- Task to complete -
Collect every line below that contains the word "index".

- Source data -
------------------------------------
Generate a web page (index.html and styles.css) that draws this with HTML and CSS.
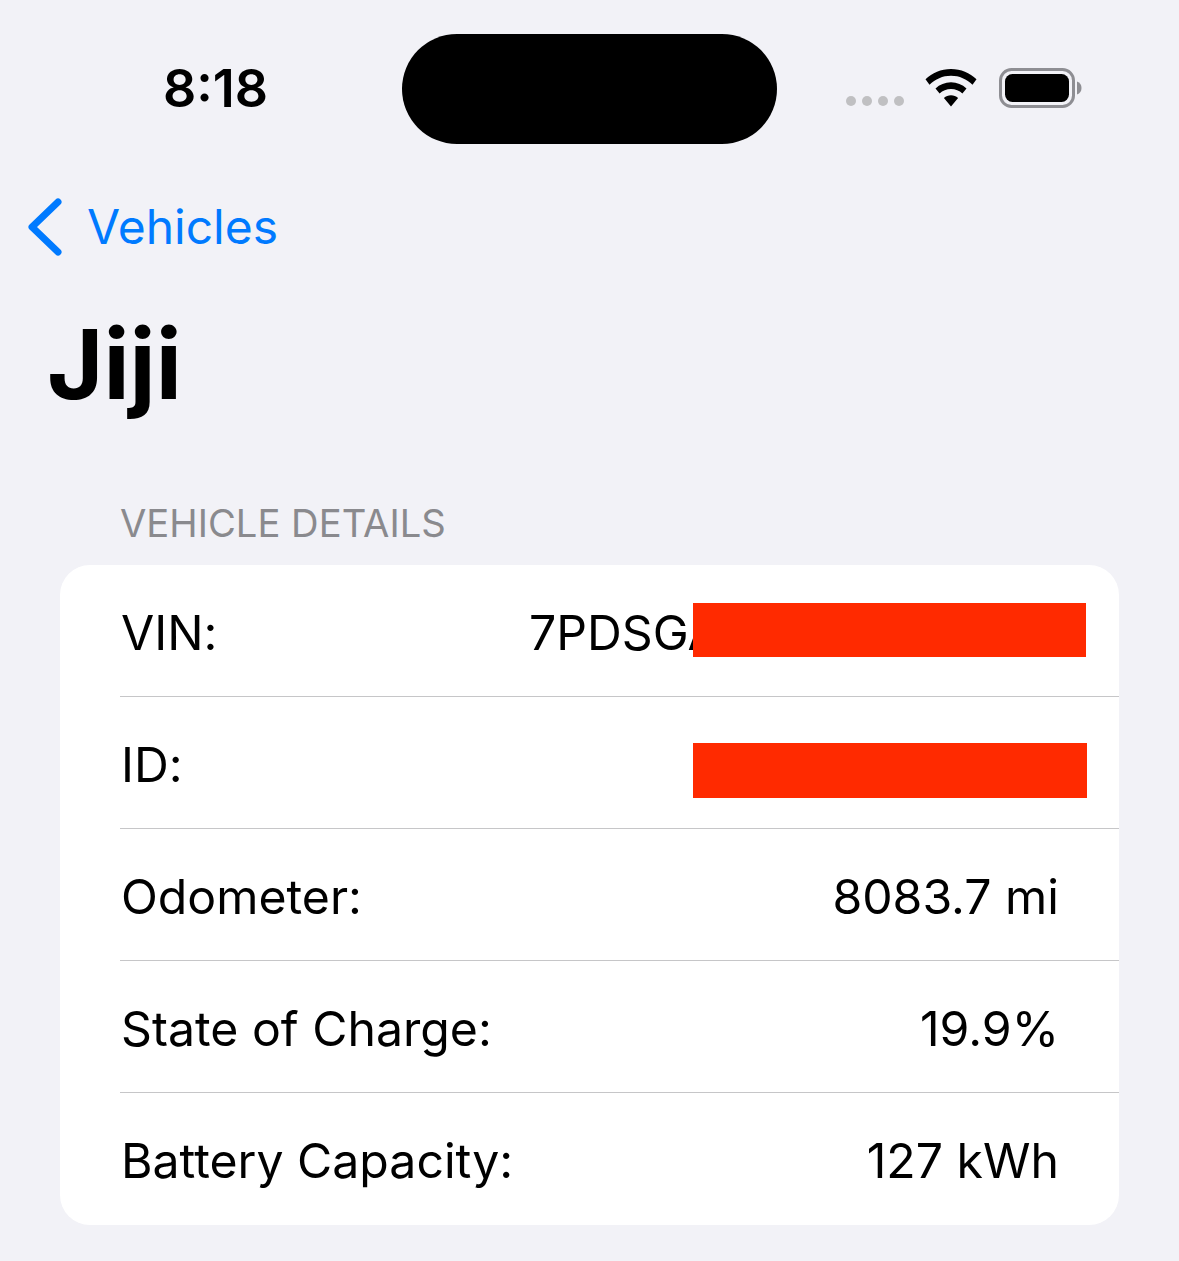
FILE: index.html
```html
<!DOCTYPE html>
<html lang="en">
<head>
<meta charset="utf-8">
<title>Jiji</title>
<link rel="stylesheet" href="styles.css">
</head>
<body>
<div class="status">
  <div class="time">8:18</div>
  <div class="island"></div>
  <div class="indicators">
    <div class="dots"><i></i><i></i><i></i><i></i></div>
    <svg class="wifi" width="52" height="38" viewBox="0 0 52 38"><path fill="#000" d="M26 0C16 0 7.300 3.800 .5 10.300L4.500 15.700C10.200 10.200 17.700 6.800 26 6.800S41.800 10.200 47.500 15.700L51.500 10.300C44.700 3.800 36 0 26 0ZM26 13.200C20 13.200 14.700 15.500 10.500 19.400L14.600 24.400C17.600 21.700 21.600 20 26 20S34.400 21.700 37.400 24.400L41.500 19.400C37.300 15.500 32 13.200 26 13.200ZM26 26.200C23.300 26.200 20.900 27.200 18.900 29L26 37.500L33.100 29C31.100 27.200 28.700 26.200 26 26.200Z"/></svg>
    <svg class="battery" width="83" height="40" viewBox="0 0 83 40"><rect x="1.500" y="1.500" width="73" height="37" rx="11" fill="none" stroke="#8e8e93" stroke-width="3"/><rect x="6" y="6" width="64" height="28" rx="7.500" fill="#000"/><path fill="#8e8e93" d="M78 13.500C81 14.500 82.500 17 82.500 20S81 25.500 78 26.500Z"/></svg>
  </div>
</div>
<nav class="nav">
  <svg class="chevron" width="36" height="58" viewBox="0 0 36 58"><path d="M32 4L6 29L32 54" fill="none" stroke="#007aff" stroke-width="7" stroke-linecap="round" stroke-linejoin="round"/></svg>
  <span class="back">Vehicles</span>
</nav>
<h1 class="title">Jiji</h1>
<div class="section-label">VEHICLE DETAILS</div>
<section class="card">
  <div class="row"><span>VIN:</span><span class="vin">7PDSGA</span><div class="redact redact-vin"></div></div>
  <div class="row"><span>ID:</span><div class="redact redact-id"></div></div>
  <div class="row"><span>Odometer:</span><span>8083.7 mi</span></div>
  <div class="row"><span>State of Charge:</span><span>19.9%</span></div>
  <div class="row"><span>Battery Capacity:</span><span>127 kWh</span></div>
</section>
</body>
</html>
```
FILE: styles.css
```css
* { box-sizing: border-box; }
html, body { margin: 0; padding: 0; }
body {
  width: 1179px;
  height: 1261px;
  overflow: hidden;
  background: #f2f2f7;
  color: #000;
  font-family: Inter, "Liberation Sans", sans-serif;
}
.status {
  position: relative;
  height: 144px;
  padding-top: 34px;
  display: flex;
  justify-content: center;
}
.island { width: 375px; height: 110px; border-radius: 55px; background: #000; }
.time {
  position: absolute;
  left: 163px;
  top: 59px;
  font-size: 52px;
  line-height: 60px;
  font-weight: 600;
}
.indicators {
  position: absolute;
  left: 846px;
  top: 68px;
  display: flex;
  align-items: flex-start;
}
.dots { display: flex; gap: 6px; margin-top: 28px; }
.dots i { width: 10px; height: 10px; border-radius: 50%; background: #c0c0c2; }
.wifi { margin-left: 21px; margin-top: 1px; }
.battery { margin-left: 22px; }
.nav {
  display: flex;
  align-items: center;
  height: 58px;
  margin-top: 54px;
  padding-left: 26px;
  gap: 25px;
}
.back { color: #007aff; font-size: 48px; line-height: 58px; font-feature-settings: "calt" 0; }
.title {
  margin: 50px 0 0 47px;
  font-size: 96.5px;
  line-height: 116px;
  font-weight: 700;
}
.section-label {
  margin: 78px 0 0 120px;
  font-size: 38.2px;
  line-height: 46px;
  color: #8a8a8e;
}
.card {
  width: 1059px;
  margin: 19px 0 0 60px;
  background: #fff;
  border-radius: 30px;
  overflow: hidden;
}
.row {
  position: relative;
  height: 132px;
  margin-left: 60px;
  padding: 3px 60px 0 1px;
  display: flex;
  align-items: center;
  justify-content: space-between;
  font-size: 48.2px;
  font-feature-settings: "calt" 0;
  border-bottom: 1px solid #c6c6c8;
}
.row:last-child { border-bottom: 0; }
.vin { width: 530px; }
.redact { position: absolute; left: 573px; background: #ff2a00; }
.redact-vin { top: 38px; width: 393px; height: 54px; }
.redact-id { top: 46px; width: 394px; height: 55px; }
```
------------------------------------
- Answer to the problem -
Generate a web page (index.html and styles.css) that draws this with HTML and CSS.
FILE: index.html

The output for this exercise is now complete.